-- START --

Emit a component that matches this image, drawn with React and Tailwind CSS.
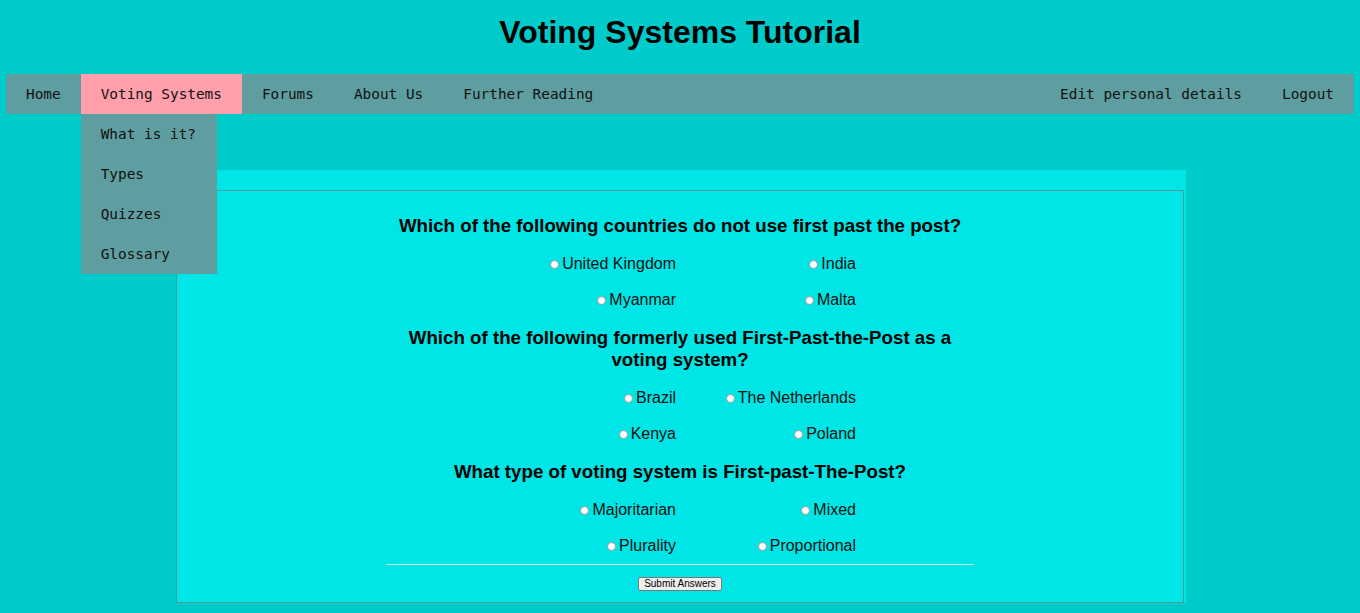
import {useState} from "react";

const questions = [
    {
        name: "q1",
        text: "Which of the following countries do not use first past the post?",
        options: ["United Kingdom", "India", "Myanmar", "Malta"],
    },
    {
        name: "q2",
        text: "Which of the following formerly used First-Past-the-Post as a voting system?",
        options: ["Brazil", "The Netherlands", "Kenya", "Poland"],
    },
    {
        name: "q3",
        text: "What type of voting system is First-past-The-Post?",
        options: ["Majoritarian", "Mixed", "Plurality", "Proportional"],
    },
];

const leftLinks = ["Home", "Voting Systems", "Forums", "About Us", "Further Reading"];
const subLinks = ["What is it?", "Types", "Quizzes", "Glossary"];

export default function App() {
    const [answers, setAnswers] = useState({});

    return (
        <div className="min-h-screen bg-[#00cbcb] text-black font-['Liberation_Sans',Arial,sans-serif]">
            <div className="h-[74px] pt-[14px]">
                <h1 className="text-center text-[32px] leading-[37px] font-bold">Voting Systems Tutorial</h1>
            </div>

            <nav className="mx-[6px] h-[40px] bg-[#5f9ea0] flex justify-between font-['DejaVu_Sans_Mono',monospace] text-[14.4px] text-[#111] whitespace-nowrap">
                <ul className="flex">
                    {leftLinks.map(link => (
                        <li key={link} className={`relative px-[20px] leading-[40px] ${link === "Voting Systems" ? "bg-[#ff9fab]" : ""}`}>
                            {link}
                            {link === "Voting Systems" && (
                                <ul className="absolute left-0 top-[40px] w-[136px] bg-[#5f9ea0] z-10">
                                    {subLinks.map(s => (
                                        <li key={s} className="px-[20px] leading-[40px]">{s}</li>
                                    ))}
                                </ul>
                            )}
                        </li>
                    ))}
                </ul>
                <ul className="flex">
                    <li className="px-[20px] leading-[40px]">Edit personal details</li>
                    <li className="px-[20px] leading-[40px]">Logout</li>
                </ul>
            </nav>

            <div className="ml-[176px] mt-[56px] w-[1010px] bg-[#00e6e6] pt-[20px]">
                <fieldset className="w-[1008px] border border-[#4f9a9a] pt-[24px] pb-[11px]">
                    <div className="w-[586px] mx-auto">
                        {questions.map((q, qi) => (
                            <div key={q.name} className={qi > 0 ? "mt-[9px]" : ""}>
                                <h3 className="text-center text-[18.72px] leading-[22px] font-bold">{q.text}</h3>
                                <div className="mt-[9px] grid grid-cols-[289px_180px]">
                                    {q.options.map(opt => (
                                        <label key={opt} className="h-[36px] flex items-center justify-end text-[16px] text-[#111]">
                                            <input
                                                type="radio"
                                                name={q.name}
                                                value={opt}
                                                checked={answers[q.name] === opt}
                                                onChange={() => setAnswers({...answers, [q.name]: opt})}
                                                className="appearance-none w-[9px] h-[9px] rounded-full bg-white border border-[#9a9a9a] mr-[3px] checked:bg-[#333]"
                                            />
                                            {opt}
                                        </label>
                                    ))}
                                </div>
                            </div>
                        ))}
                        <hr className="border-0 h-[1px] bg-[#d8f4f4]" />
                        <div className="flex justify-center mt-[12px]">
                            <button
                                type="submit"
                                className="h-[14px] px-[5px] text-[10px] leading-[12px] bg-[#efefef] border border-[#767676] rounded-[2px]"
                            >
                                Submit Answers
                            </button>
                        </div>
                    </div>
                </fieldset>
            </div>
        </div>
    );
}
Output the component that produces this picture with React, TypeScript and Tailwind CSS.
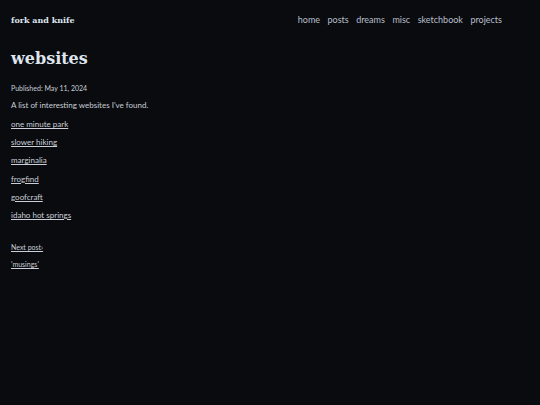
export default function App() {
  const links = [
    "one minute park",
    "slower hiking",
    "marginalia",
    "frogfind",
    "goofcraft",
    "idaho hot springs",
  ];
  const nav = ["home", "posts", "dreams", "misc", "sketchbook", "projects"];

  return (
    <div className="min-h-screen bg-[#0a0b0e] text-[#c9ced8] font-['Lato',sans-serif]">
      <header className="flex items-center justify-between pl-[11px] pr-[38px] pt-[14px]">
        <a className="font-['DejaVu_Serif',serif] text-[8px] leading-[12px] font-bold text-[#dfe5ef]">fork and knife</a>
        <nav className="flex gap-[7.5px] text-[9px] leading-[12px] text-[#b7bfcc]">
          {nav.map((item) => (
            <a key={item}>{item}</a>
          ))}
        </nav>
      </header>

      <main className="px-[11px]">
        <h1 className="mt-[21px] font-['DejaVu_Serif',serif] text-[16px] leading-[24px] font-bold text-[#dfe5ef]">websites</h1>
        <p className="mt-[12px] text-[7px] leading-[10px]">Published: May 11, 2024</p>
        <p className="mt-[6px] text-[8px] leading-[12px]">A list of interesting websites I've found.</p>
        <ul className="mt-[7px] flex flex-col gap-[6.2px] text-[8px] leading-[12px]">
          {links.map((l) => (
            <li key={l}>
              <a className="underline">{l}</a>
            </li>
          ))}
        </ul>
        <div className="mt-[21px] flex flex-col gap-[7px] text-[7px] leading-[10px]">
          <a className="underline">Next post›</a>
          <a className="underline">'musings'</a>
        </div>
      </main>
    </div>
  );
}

-- END --

§ **WORK TO COMPLETE**: Copy out each record shown above without alteration, skipping any picture.

§ **FINAL RESULT**:
Emit a component that matches this image, drawn with React and Tailwind CSS.
import {useState} from "react";

const questions = [
    {
        name: "q1",
        text: "Which of the following countries do not use first past the post?",
        options: ["United Kingdom", "India", "Myanmar", "Malta"],
    },
    {
        name: "q2",
        text: "Which of the following formerly used First-Past-the-Post as a voting system?",
        options: ["Brazil", "The Netherlands", "Kenya", "Poland"],
    },
    {
        name: "q3",
        text: "What type of voting system is First-past-The-Post?",
        options: ["Majoritarian", "Mixed", "Plurality", "Proportional"],
    },
];

const leftLinks = ["Home", "Voting Systems", "Forums", "About Us", "Further Reading"];
const subLinks = ["What is it?", "Types", "Quizzes", "Glossary"];

export default function App() {
    const [answers, setAnswers] = useState({});

    return (
        <div className="min-h-screen bg-[#00cbcb] text-black font-['Liberation_Sans',Arial,sans-serif]">
            <div className="h-[74px] pt-[14px]">
                <h1 className="text-center text-[32px] leading-[37px] font-bold">Voting Systems Tutorial</h1>
            </div>

            <nav className="mx-[6px] h-[40px] bg-[#5f9ea0] flex justify-between font-['DejaVu_Sans_Mono',monospace] text-[14.4px] text-[#111] whitespace-nowrap">
                <ul className="flex">
                    {leftLinks.map(link => (
                        <li key={link} className={`relative px-[20px] leading-[40px] ${link === "Voting Systems" ? "bg-[#ff9fab]" : ""}`}>
                            {link}
                            {link === "Voting Systems" && (
                                <ul className="absolute left-0 top-[40px] w-[136px] bg-[#5f9ea0] z-10">
                                    {subLinks.map(s => (
                                        <li key={s} className="px-[20px] leading-[40px]">{s}</li>
                                    ))}
                                </ul>
                            )}
                        </li>
                    ))}
                </ul>
                <ul className="flex">
                    <li className="px-[20px] leading-[40px]">Edit personal details</li>
                    <li className="px-[20px] leading-[40px]">Logout</li>
                </ul>
            </nav>

            <div className="ml-[176px] mt-[56px] w-[1010px] bg-[#00e6e6] pt-[20px]">
                <fieldset className="w-[1008px] border border-[#4f9a9a] pt-[24px] pb-[11px]">
                    <div className="w-[586px] mx-auto">
                        {questions.map((q, qi) => (
                            <div key={q.name} className={qi > 0 ? "mt-[9px]" : ""}>
                                <h3 className="text-center text-[18.72px] leading-[22px] font-bold">{q.text}</h3>
                                <div className="mt-[9px] grid grid-cols-[289px_180px]">
                                    {q.options.map(opt => (
                                        <label key={opt} className="h-[36px] flex items-center justify-end text-[16px] text-[#111]">
                                            <input
                                                type="radio"
                                                name={q.name}
                                                value={opt}
                                                checked={answers[q.name] === opt}
                                                onChange={() => setAnswers({...answers, [q.name]: opt})}
                                                className="appearance-none w-[9px] h-[9px] rounded-full bg-white border border-[#9a9a9a] mr-[3px] checked:bg-[#333]"
                                            />
                                            {opt}
                                        </label>
                                    ))}
                                </div>
                            </div>
                        ))}
                        <hr className="border-0 h-[1px] bg-[#d8f4f4]" />
                        <div className="flex justify-center mt-[12px]">
                            <button
                                type="submit"
                                className="h-[14px] px-[5px] text-[10px] leading-[12px] bg-[#efefef] border border-[#767676] rounded-[2px]"
                            >
                                Submit Answers
                            </button>
                        </div>
                    </div>
                </fieldset>
            </div>
        </div>
    );
}
Output the component that produces this picture with React, TypeScript and Tailwind CSS.
export default function App() {
  const links = [
    "one minute park",
    "slower hiking",
    "marginalia",
    "frogfind",
    "goofcraft",
    "idaho hot springs",
  ];
  const nav = ["home", "posts", "dreams", "misc", "sketchbook", "projects"];

  return (
    <div className="min-h-screen bg-[#0a0b0e] text-[#c9ced8] font-['Lato',sans-serif]">
      <header className="flex items-center justify-between pl-[11px] pr-[38px] pt-[14px]">
        <a className="font-['DejaVu_Serif',serif] text-[8px] leading-[12px] font-bold text-[#dfe5ef]">fork and knife</a>
        <nav className="flex gap-[7.5px] text-[9px] leading-[12px] text-[#b7bfcc]">
          {nav.map((item) => (
            <a key={item}>{item}</a>
          ))}
        </nav>
      </header>

      <main className="px-[11px]">
        <h1 className="mt-[21px] font-['DejaVu_Serif',serif] text-[16px] leading-[24px] font-bold text-[#dfe5ef]">websites</h1>
        <p className="mt-[12px] text-[7px] leading-[10px]">Published: May 11, 2024</p>
        <p className="mt-[6px] text-[8px] leading-[12px]">A list of interesting websites I've found.</p>
        <ul className="mt-[7px] flex flex-col gap-[6.2px] text-[8px] leading-[12px]">
          {links.map((l) => (
            <li key={l}>
              <a className="underline">{l}</a>
            </li>
          ))}
        </ul>
        <div className="mt-[21px] flex flex-col gap-[7px] text-[7px] leading-[10px]">
          <a className="underline">Next post›</a>
          <a className="underline">'musings'</a>
        </div>
      </main>
    </div>
  );
}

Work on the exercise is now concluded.